El liderazgo es el gran reto de la vida consagrada. Esta no saldrá adelante en la actual encrucijada con recetas de ayer o tirando de inercia. No bastan ni las frases sabidas, ni las llamadas a pertenencias que hoy no existen. Es el tiempo de la sorpresa del Espíritu, de la novedad, que necesita desatascar una realidad que por más matices que queramos poner, está expresando un desgaste institucional de magnitud.

Ese liderazgo lo están generando las instituciones y las comunidades. Pero es un liderazgo premeditadamente no escuchado. Porque ponerse en manos de la innovación es arriesgado y aunque teóricamente busquemos «el sol», en realidad el miedo y la fuerza de la costumbre nos impiden salir del «búnker» en el que ingenuamente experimentamos protección.

Una sociedad injusta y en guerra genera «liderazgos» también injustos. Lo vemos con reiteración en infinidad de países. No es diferente la situación de algunas comunidades en la Iglesia. Por eso, en la coyuntura actual suelen aparecer alianzas o «sociedades secretas». Son afinidades extrañas que lo que pretenden justamente es que no prospere un liderazgo evangélico y libre. Se conjuran con una aparente búsqueda de verdad que se sustenta, curiosamente, en la «media verdad» y la prevención hacia el pensamiento diferente. Se trata de la encarnación más burda del poder, son los lobbies que tienen miedo a la reflexión, la escucha o el diálogo, aunque, por moda, intenten manejar el «idioma de la sinodalidad». Hoy hay términos imprescindibles para quienes tienen pretensiones inconfesables. Usan «pieles de cordero», las palabras hermosas, los términos inclusivos… Son las falacias que terminan por empobrecer los carismas, reduciendo las familias religiosas a pequeñas tribus provincianas unidas no por la pasión misionera sino por el miedo.

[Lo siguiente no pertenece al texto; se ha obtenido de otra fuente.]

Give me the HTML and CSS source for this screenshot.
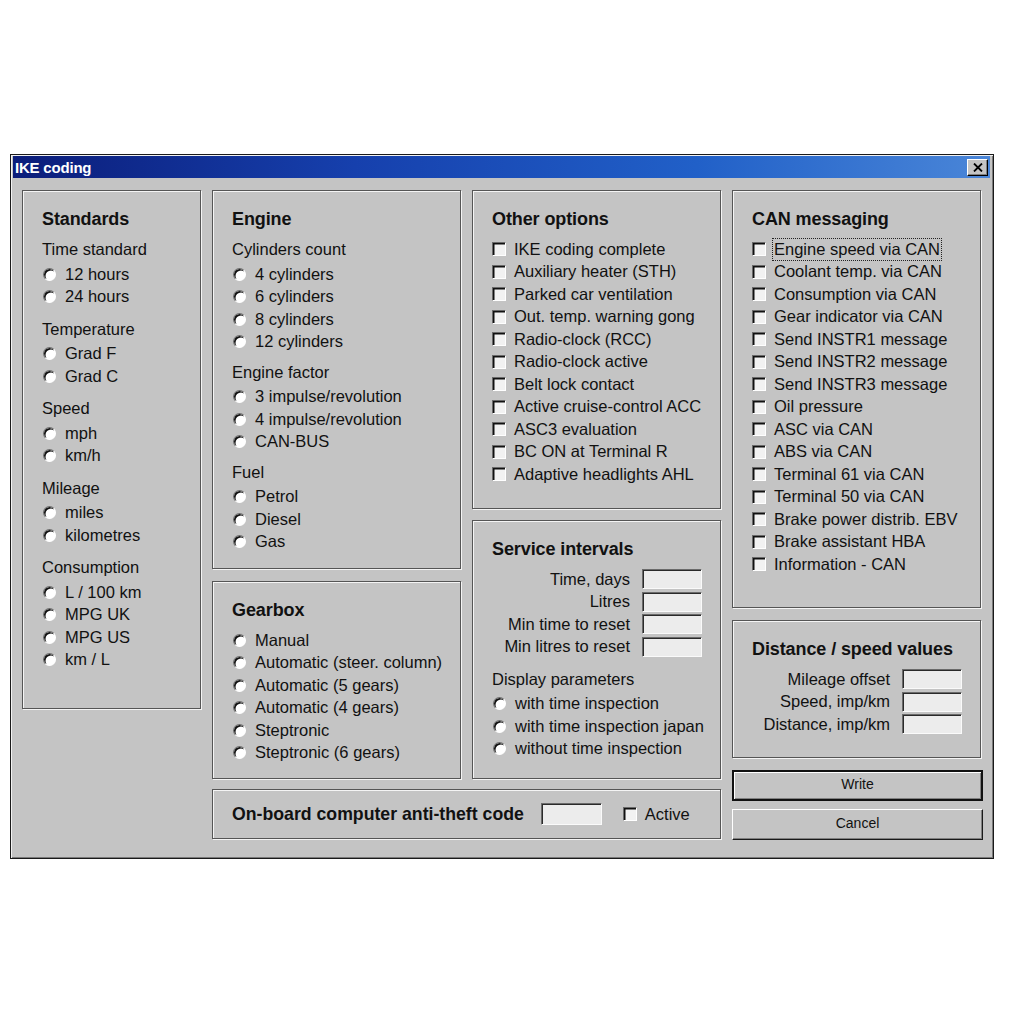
FILE: index.html
```html
<!DOCTYPE html>
<html>
<head>
<meta charset="utf-8">
<title>IKE coding</title>
<link rel="stylesheet" href="styles.css">
</head>
<body>
<div class="window">
  <div class="titlebar">
    <span class="title">IKE coding</span>
    <span class="close"><svg viewBox="0 0 10 9" width="10" height="9"><path d="M1 0.5 L9 8.5 M9 0.5 L1 8.5" stroke="#000" stroke-width="1.8"/></svg></span>
  </div>
  <div class="client">
    <section class="panel standards">
      <h2>Standards</h2>
      <div class="group">
        <div class="glabel">Time standard</div>
        <div class="item"><span class="radio"></span>12 hours</div>
        <div class="item"><span class="radio"></span>24 hours</div>
      </div>
      <div class="group">
        <div class="glabel">Temperature</div>
        <div class="item"><span class="radio"></span>Grad F</div>
        <div class="item"><span class="radio"></span>Grad C</div>
      </div>
      <div class="group">
        <div class="glabel">Speed</div>
        <div class="item"><span class="radio"></span>mph</div>
        <div class="item"><span class="radio"></span>km/h</div>
      </div>
      <div class="group">
        <div class="glabel">Mileage</div>
        <div class="item"><span class="radio"></span>miles</div>
        <div class="item"><span class="radio"></span>kilometres</div>
      </div>
      <div class="group">
        <div class="glabel">Consumption</div>
        <div class="item"><span class="radio"></span>L / 100 km</div>
        <div class="item"><span class="radio"></span>MPG UK</div>
        <div class="item"><span class="radio"></span>MPG US</div>
        <div class="item"><span class="radio"></span>km / L</div>
      </div>
    </section>

    <div class="middle">
      <div class="middle-cols">
        <div class="col">
          <section class="panel engine">
            <h2>Engine</h2>
            <div class="group tight">
              <div class="glabel">Cylinders count</div>
              <div class="item"><span class="radio"></span>4 cylinders</div>
              <div class="item"><span class="radio"></span>6 cylinders</div>
              <div class="item"><span class="radio"></span>8 cylinders</div>
              <div class="item"><span class="radio"></span>12 cylinders</div>
            </div>
            <div class="group tight">
              <div class="glabel">Engine factor</div>
              <div class="item"><span class="radio"></span>3 impulse/revolution</div>
              <div class="item"><span class="radio"></span>4 impulse/revolution</div>
              <div class="item"><span class="radio"></span>CAN-BUS</div>
            </div>
            <div class="group tight">
              <div class="glabel">Fuel</div>
              <div class="item"><span class="radio"></span>Petrol</div>
              <div class="item"><span class="radio"></span>Diesel</div>
              <div class="item"><span class="radio"></span>Gas</div>
            </div>
          </section>
          <section class="panel gearbox">
            <h2>Gearbox</h2>
            <div class="item"><span class="radio"></span>Manual</div>
            <div class="item"><span class="radio"></span>Automatic (steer. column)</div>
            <div class="item"><span class="radio"></span>Automatic (5 gears)</div>
            <div class="item"><span class="radio"></span>Automatic (4 gears)</div>
            <div class="item"><span class="radio"></span>Steptronic</div>
            <div class="item"><span class="radio"></span>Steptronic (6 gears)</div>
          </section>
        </div>
        <div class="col">
          <section class="panel other">
            <h2>Other options</h2>
            <div class="item"><span class="check"></span>IKE coding complete</div>
            <div class="item"><span class="check"></span>Auxiliary heater (STH)</div>
            <div class="item"><span class="check"></span>Parked car ventilation</div>
            <div class="item"><span class="check"></span>Out. temp. warning gong</div>
            <div class="item"><span class="check"></span>Radio-clock (RCC)</div>
            <div class="item"><span class="check"></span>Radio-clock active</div>
            <div class="item"><span class="check"></span>Belt lock contact</div>
            <div class="item"><span class="check"></span>Active cruise-control ACC</div>
            <div class="item"><span class="check"></span>ASC3 evaluation</div>
            <div class="item"><span class="check"></span>BC ON at Terminal R</div>
            <div class="item"><span class="check"></span>Adaptive headlights AHL</div>
          </section>
          <section class="panel service">
            <h2>Service intervals</h2>
            <div class="field"><span>Time, days</span><span class="input"></span></div>
            <div class="field"><span>Litres</span><span class="input"></span></div>
            <div class="field"><span>Min time to reset</span><span class="input"></span></div>
            <div class="field"><span>Min litres to reset</span><span class="input"></span></div>
            <div class="group">
              <div class="glabel">Display parameters</div>
              <div class="item"><span class="radio"></span>with time inspection</div>
              <div class="item"><span class="radio"></span>with time inspection japan</div>
              <div class="item"><span class="radio"></span>without time inspection</div>
            </div>
          </section>
        </div>
      </div>
      <section class="panel antitheft">
        <span class="bold">On-board computer anti-theft code</span>
        <span class="input code"></span>
        <span class="item inline"><span class="check"></span>Active</span>
      </section>
    </div>

    <div class="col right">
      <section class="panel can">
        <h2>CAN messaging</h2>
        <div class="item"><span class="check"></span><span class="focus">Engine speed via CAN</span></div>
        <div class="item"><span class="check"></span>Coolant temp. via CAN</div>
        <div class="item"><span class="check"></span>Consumption via CAN</div>
        <div class="item"><span class="check"></span>Gear indicator via CAN</div>
        <div class="item"><span class="check"></span>Send INSTR1 message</div>
        <div class="item"><span class="check"></span>Send INSTR2 message</div>
        <div class="item"><span class="check"></span>Send INSTR3 message</div>
        <div class="item"><span class="check"></span>Oil pressure</div>
        <div class="item"><span class="check"></span>ASC via CAN</div>
        <div class="item"><span class="check"></span>ABS via CAN</div>
        <div class="item"><span class="check"></span>Terminal 61 via CAN</div>
        <div class="item"><span class="check"></span>Terminal 50 via CAN</div>
        <div class="item"><span class="check"></span>Brake power distrib. EBV</div>
        <div class="item"><span class="check"></span>Brake assistant HBA</div>
        <div class="item"><span class="check"></span>Information - CAN</div>
      </section>
      <section class="panel distance">
        <h2>Distance / speed values</h2>
        <div class="field"><span>Mileage offset</span><span class="input"></span></div>
        <div class="field"><span>Speed, imp/km</span><span class="input"></span></div>
        <div class="field"><span>Distance, imp/km</span><span class="input"></span></div>
      </section>
      <button class="btn default">Write</button>
      <button class="btn">Cancel</button>
    </div>
  </div>
</div>
</body>
</html>
```

FILE: styles.css
```css
html, body {
  margin: 0;
  padding: 0;
  background: #ffffff;
}

body {
  font-family: "Liberation Sans", Arial, sans-serif;
  color: #111;
}

.window {
  box-sizing: border-box;
  margin: 154px 0 0 10px;
  width: 984px;
  height: 705px;
  background: #c4c4c4;
  border: 1px solid #1a1a1a;
  box-shadow: inset 1px 1px 0 #f2f2f2, inset -1px -1px 0 #7a7a7a;
  padding: 1px 3px 2px 2px;
  display: flex;
  flex-direction: column;
}

.titlebar {
  height: 22px;
  flex: none;
  background: linear-gradient(to right, #0b1d7a 0%, #1640ad 35%, #2160c8 70%, #4a86d8 100%);
  display: flex;
  align-items: center;
  justify-content: space-between;
  padding: 0 2px 0 2px;
}

.title {
  color: #fff;
  font-weight: bold;
  font-size: 15px;
  letter-spacing: -0.2px;
}

.close {
  box-sizing: border-box;
  width: 21px;
  height: 17px;
  background: #c4c4c4;
  border: 1px solid;
  border-color: #fff #000 #000 #fff;
  box-shadow: inset -1px -1px 0 #808080;
  display: flex;
  align-items: center;
  justify-content: center;
}

.client {
  display: flex;
  gap: 11px;
  padding: 12px 0 0 9px;
}

.col {
  display: flex;
  flex-direction: column;
  width: 249px;
}

.panel {
  box-sizing: border-box;
  border: 1px solid #555;
  box-shadow: inset 1px 1px 0 #f4f4f4, 1px 1px 0 #f4f4f4;
  padding: 17px 10px 0 19px;
  font-size: 16.5px;
}

.panel h2 {
  margin: 0 0 8px 0;
  font-size: 18px;
  font-weight: bold;
  line-height: 22px;
  letter-spacing: -0.1px;
}

.glabel {
  line-height: 22.5px;
  margin-bottom: 2.5px;
}

.group + .group {
  margin-top: 9.5px;
}

.group.tight + .group.tight {
  margin-top: 7.5px;
}

.item {
  display: flex;
  align-items: center;
  height: 22.5px;
  white-space: nowrap;
}

.radio {
  box-sizing: border-box;
  flex: none;
  width: 13px;
  height: 13px;
  border-radius: 50%;
  border: 1px solid;
  border-color: #6a6a6a #ffffff #ffffff #6a6a6a;
  background: #fff;
  box-shadow: inset 1.5px 1.5px 0 #111;
  margin: 0 9px 0 1px;
}

.check {
  box-sizing: border-box;
  flex: none;
  width: 14px;
  height: 14px;
  border: 1px solid;
  border-color: #6a6a6a #ffffff #ffffff #6a6a6a;
  background: #f2f2f2;
  box-shadow: inset 1.5px 1.5px 0 #111;
  margin-right: 8px;
}

.focus {
  outline: 1px dotted #222;
  outline-offset: 1px;
}

.standards {
  width: 179px;
  height: 519px;
}

.middle {
  display: flex;
  flex-direction: column;
  gap: 10px;
  width: 509px;
}

.middle-cols {
  display: flex;
  gap: 11px;
}

.engine { height: 379px; }
.gearbox { height: 198px; margin-top: 12px; }
.other { height: 319px; }
.service { height: 259px; margin-top: 11px; padding-right: 18px; }

.field {
  display: flex;
  justify-content: flex-end;
  align-items: center;
  height: 22.5px;
  white-space: nowrap;
}

.field .input {
  margin-left: 12px;
}

.input {
  box-sizing: border-box;
  display: inline-block;
  width: 60px;
  height: 20px;
  border: 1px solid;
  border-color: #6a6a6a #fafafa #fafafa #6a6a6a;
  box-shadow: inset 1px 1px 0 #2a2a2a;
  background: #ececec;
}

.service .group {
  margin-top: 9.5px;
}

.antitheft {
  height: 50px;
  display: flex;
  align-items: center;
  padding-top: 0;
}

.bold {
  font-weight: bold;
  font-size: 17.7px;
  letter-spacing: 0;
}

.input.code {
  width: 61px;
  height: 22px;
  margin-left: 17px;
}

.item.inline {
  margin-left: 21px;
}

.right {
  width: 251px;
}

.can {
  width: 249px;
  height: 418px;
}

.distance {
  width: 249px;
  height: 138px;
  margin-top: 12px;
  padding-right: 18px;
}

.btn {
  box-sizing: border-box;
  height: 31px;
  width: 251px;
  font-family: "Liberation Sans", Arial, sans-serif;
  font-size: 14px;
  line-height: 14px;
  color: #111;
  background: #c4c4c4;
  border: 1px solid;
  border-color: #fff #1a1a1a #1a1a1a #fff;
  box-shadow: inset -1px -1px 0 #808080;
  padding: 0 0 3px 0;
  margin-top: 8px;
}

.btn.default {
  margin-top: 12px;
  border: 2px solid #111;
  box-shadow: inset 1px 1px 0 #fff, inset -1px -1px 0 #808080;
}
```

La fractura afectiva de la vida consagrada es su crisis. Y esa fractura, evidentemente, desencadena la fractura vital de muchas personas. ¡Tenemos tantos heridos y heridas en el camino! El milagro es cómo se sostienen las instituciones y sus tareas con no pocos corazones sin vínculos, sin referencia y sin apoyo en sus comunidades. Pero ahí está el misterio del Espíritu que alienta, anima y da fuerza a quien se pone en sus manos.

No es una cuestión de buenos y malos. No es un problema moral. Es la estructura la que está enferma. Es una cuestión de libertad: La pertenencia es de todos y todas al carisma; no de muchos al «carisma personal» de algunos o algunas. La gran transformación de la vida consagrada reside en la búsqueda de liderazgos evangélicos que están presentes en personas que no temen el bien y la verdad; que consiguen mirar la congregación o comunidad como familia de personas diferentes, pero miran a todos (o todas) a los ojos. Son liderazgos que existen, están porque el Espíritu quiere, jamás justificarán la murmuración afirmando que «todos lo hacemos», porque no lo hacen. El líder evangélico es feliz, de verdad, con que sus hermanos crezcan. Esa es su fuerza e impulso transformador. Es el liderazgo que devuelve vida a la comunidad; todos se sienten reconocidos y amados y, en consecuencia, ven las vidas de los demás dignas de amor. Los líderes que necesita la vida consagrada tienen el empeño de llevar a sus comunidades por caminos diáfanos y posibles para todos y todas, por eso trabajan diariamente para curar y cerrar la herida de la murmuración por donde se desangra la fraternidad, por donde se nos va la vida.